On the 21st of May, Tim Cook, who has been at the helm, since 2011, is due to explain all the tax practices of Apple Inc. But it is widely speculated that apart from excuses, Apple CEO Tim Cook will also call Congress to reduce the corporate tax rate, underlining that the present rate is responsible for US companies  exploiting all possibilities to avoid paying adverse taxes. However, it is likely that he will face the wall of harsh critique as the Senate’s findings indicated that the iconic iPhone maker avoided paying staggering $9 billion in US taxes last year (sic!), compared to the paid sum of $6 billion. Indeed, the sum of tax avoidance can make one dizzy! Sen. John McCain has noted that Apple Inc. is known for its disposition to brag about that it is “the highest-paying taxpayer in the United States," adding that: "What they often leave out is they are also one of the largest corporate tax avoiders."

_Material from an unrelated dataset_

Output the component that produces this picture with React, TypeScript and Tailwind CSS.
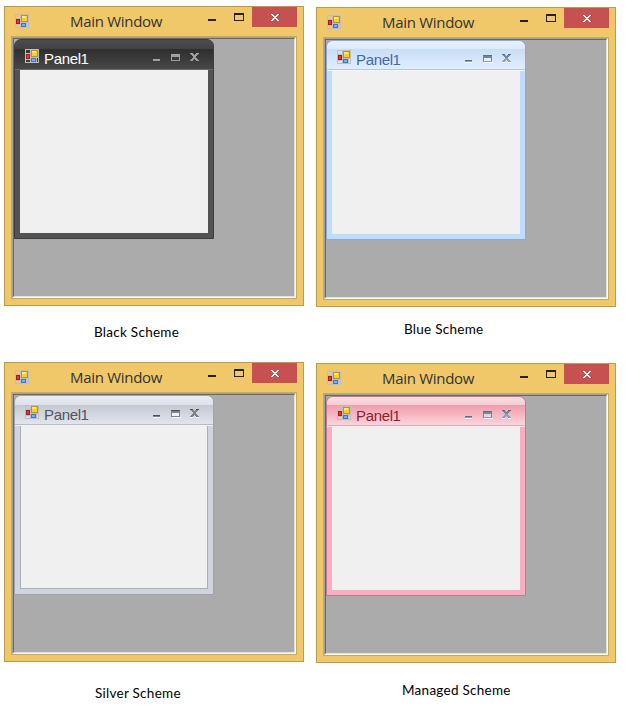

Indeed, the findings of the subcommittee report, which was released on the 20th of May, may be shocking as the estimates showed that the tech giant avoided paying staggering $15 billion in US taxes for the period between 2009 and 2012. The fact is that the iconic iPhone maker uses practices which are commonly exploited by other companies to avoid paying corporate tax, but it also takes advantage of loopholes in tax law to pay ludicrously small amounts of taxes.

It should be underlined, however, that the subcommittee report did note that all tax practices of Apple Inc. were legal. But it does not change the fact that the approach of Apple Inc. might be seen as immoral.

Senate panel to examine corporate tax

Truth be told, Apple Inc. is not the only company that uses all loopholes in law which allow it to pay little or no taxes at all. Therefore it is not surprising that Sens. Carl Levin and John McCain aim to end exploitation of overseas tax havens and immoral tax practices of US companies.  It may come as no surprise that Audit Analytics  issued alarming findings, indicating  that around 1,000 US companies had staggering $1.9 trillion in earnings in the foreign bank accounts.

Apple CEO Tim Cook will certainly face harsh criticism at the hearing. It seems that he will have to explain the practices of the iPhone maker. But the fact is that the US authorities will have to change their tax law as well. Yet, it is worth mentioning that not only the US will have to address the issue of corporate income tax in the near future.